→ **Recorded data**:
************

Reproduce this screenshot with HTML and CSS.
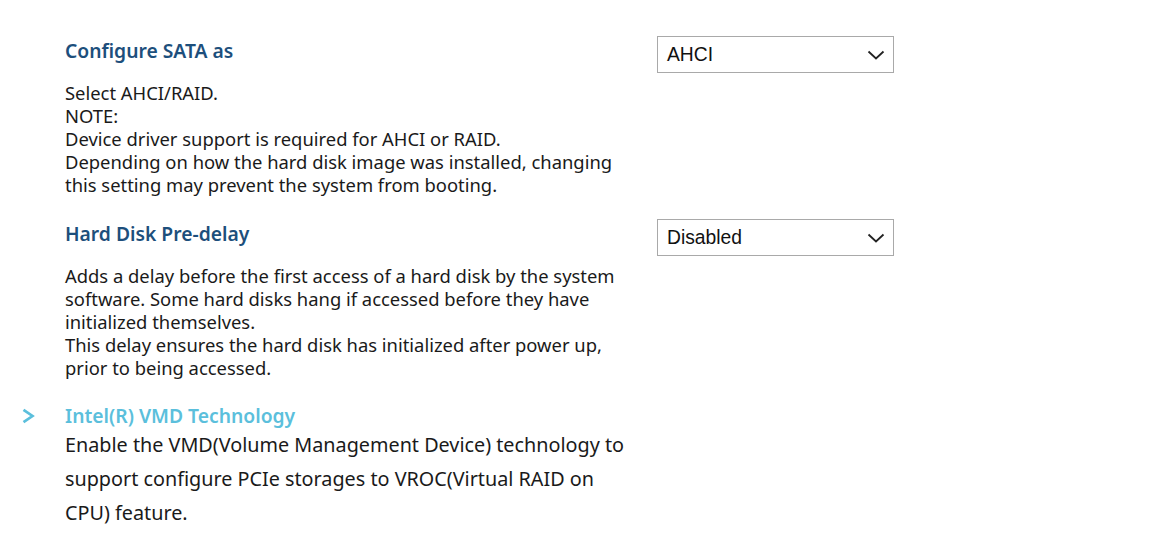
FILE: index.html
```html
<!DOCTYPE html>
<html>
<head>
<meta charset="utf-8">
<link rel="stylesheet" href="styles.css">
</head>
<body>
<div class="page">
  <div class="setting">
    <div class="info">
      <h2 class="title">Configure SATA as</h2>
      <p class="desc">Select AHCI/RAID.<br>NOTE:<br>Device driver support is required for AHCI or RAID.<br>Depending on how the hard disk image was installed, changing this setting may prevent the system from booting.</p>
    </div>
    <div class="select">
      <span>AHCI</span>
      <svg class="chev" width="18" height="10" viewBox="0 0 18 10"><path d="M1.5 1.5 L9 8.5 L16.5 1.5" fill="none" stroke="#222" stroke-width="1.8"/></svg>
    </div>
  </div>
  <div class="setting second">
    <div class="info">
      <h2 class="title">Hard Disk Pre-delay</h2>
      <p class="desc">Adds a delay before the first access of a hard disk by the system software. Some hard disks hang if accessed before they have initialized themselves.<br>This delay ensures the hard disk has initialized after power up, prior to being accessed.</p>
    </div>
    <div class="select">
      <span>Disabled</span>
      <svg class="chev" width="18" height="10" viewBox="0 0 18 10"><path d="M1.5 1.5 L9 8.5 L16.5 1.5" fill="none" stroke="#222" stroke-width="1.8"/></svg>
    </div>
  </div>
  <div class="link-item">
    <svg class="arrow" width="15" height="16" viewBox="0 0 15 16"><path d="M2.5 1.8 L11.5 8 L2.5 14.2" fill="none" stroke="#5bbfdc" stroke-width="2.7"/></svg>
    <div class="link-body">
      <h2 class="link-title">Intel(R) VMD Technology</h2>
      <p class="link-desc">Enable the VMD(Volume Management Device) technology to support configure PCIe storages to VROC(Virtual RAID on CPU) feature.</p>
    </div>
  </div>
</div>
</body>
</html>
```
FILE: styles.css
```css
html, body {
  margin: 0;
  padding: 0;
  background: #ffffff;
}
body {
  font-family: "Noto Sans", "Open Sans", sans-serif;
  color: #1a1a1a;
}
.page {
  padding: 39px 0 0 65px;
}
.setting {
  display: flex;
  align-items: flex-start;
}
.setting.second {
  margin-top: 26px;
}
.info {
  width: 592px;
}
.title {
  margin: 0;
  font-size: 19.3px;
  font-weight: 600;
  color: #1d4f7c;
  line-height: 24px;
}
.desc {
  margin: 18px 0 0 0;
  width: 565px;
  font-size: 18.4px;
  line-height: 23px;
}
.select {
  margin-top: -3px;
  border: 1px solid #a9a9a9;
  display: flex;
  align-items: center;
  justify-content: space-between;
  padding: 0 8px 0 9px;
  box-sizing: border-box;
  width: 237px;
  height: 37px;
  font-family: "Liberation Sans", Arial, sans-serif;
  font-size: 19.3px;
  color: #111;
}
.link-item {
  display: flex;
  margin-left: -43px;
  margin-top: 25px;
}
.arrow {
  margin-top: 4px;
  margin-left: -1px;
  flex: none;
}
.link-body {
  margin-left: 29px;
}
.link-title {
  margin: 0;
  font-size: 19.3px;
  font-weight: 600;
  color: #5bbfdc;
  line-height: 24px;
}
.link-desc {
  margin: 0;
  width: 575px;
  font-size: 19.8px;
  line-height: 34px;
}
```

************

→ **Written request**: Return the listing above unchanged, apart from dropping its pictures.

→ **Finished task**:
Reproduce this screenshot with HTML and CSS.
FILE: index.html
```html
<!DOCTYPE html>
<html>
<head>
<meta charset="utf-8">
<link rel="stylesheet" href="styles.css">
</head>
<body>
<div class="page">
  <div class="setting">
    <div class="info">
      <h2 class="title">Configure SATA as</h2>
      <p class="desc">Select AHCI/RAID.<br>NOTE:<br>Device driver support is required for AHCI or RAID.<br>Depending on how the hard disk image was installed, changing this setting may prevent the system from booting.</p>
    </div>
    <div class="select">
      <span>AHCI</span>
      <svg class="chev" width="18" height="10" viewBox="0 0 18 10"><path d="M1.5 1.5 L9 8.5 L16.5 1.5" fill="none" stroke="#222" stroke-width="1.8"/></svg>
    </div>
  </div>
  <div class="setting second">
    <div class="info">
      <h2 class="title">Hard Disk Pre-delay</h2>
      <p class="desc">Adds a delay before the first access of a hard disk by the system software. Some hard disks hang if accessed before they have initialized themselves.<br>This delay ensures the hard disk has initialized after power up, prior to being accessed.</p>
    </div>
    <div class="select">
      <span>Disabled</span>
      <svg class="chev" width="18" height="10" viewBox="0 0 18 10"><path d="M1.5 1.5 L9 8.5 L16.5 1.5" fill="none" stroke="#222" stroke-width="1.8"/></svg>
    </div>
  </div>
  <div class="link-item">
    <svg class="arrow" width="15" height="16" viewBox="0 0 15 16"><path d="M2.5 1.8 L11.5 8 L2.5 14.2" fill="none" stroke="#5bbfdc" stroke-width="2.7"/></svg>
    <div class="link-body">
      <h2 class="link-title">Intel(R) VMD Technology</h2>
      <p class="link-desc">Enable the VMD(Volume Management Device) technology to support configure PCIe storages to VROC(Virtual RAID on CPU) feature.</p>
    </div>
  </div>
</div>
</body>
</html>
```
FILE: styles.css
```css
html, body {
  margin: 0;
  padding: 0;
  background: #ffffff;
}
body {
  font-family: "Noto Sans", "Open Sans", sans-serif;
  color: #1a1a1a;
}
.page {
  padding: 39px 0 0 65px;
}
.setting {
  display: flex;
  align-items: flex-start;
}
.setting.second {
  margin-top: 26px;
}
.info {
  width: 592px;
}
.title {
  margin: 0;
  font-size: 19.3px;
  font-weight: 600;
  color: #1d4f7c;
  line-height: 24px;
}
.desc {
  margin: 18px 0 0 0;
  width: 565px;
  font-size: 18.4px;
  line-height: 23px;
}
.select {
  margin-top: -3px;
  border: 1px solid #a9a9a9;
  display: flex;
  align-items: center;
  justify-content: space-between;
  padding: 0 8px 0 9px;
  box-sizing: border-box;
  width: 237px;
  height: 37px;
  font-family: "Liberation Sans", Arial, sans-serif;
  font-size: 19.3px;
  color: #111;
}
.link-item {
  display: flex;
  margin-left: -43px;
  margin-top: 25px;
}
.arrow {
  margin-top: 4px;
  margin-left: -1px;
  flex: none;
}
.link-body {
  margin-left: 29px;
}
.link-title {
  margin: 0;
  font-size: 19.3px;
  font-weight: 600;
  color: #5bbfdc;
  line-height: 24px;
}
.link-desc {
  margin: 0;
  width: 575px;
  font-size: 19.8px;
  line-height: 34px;
}
```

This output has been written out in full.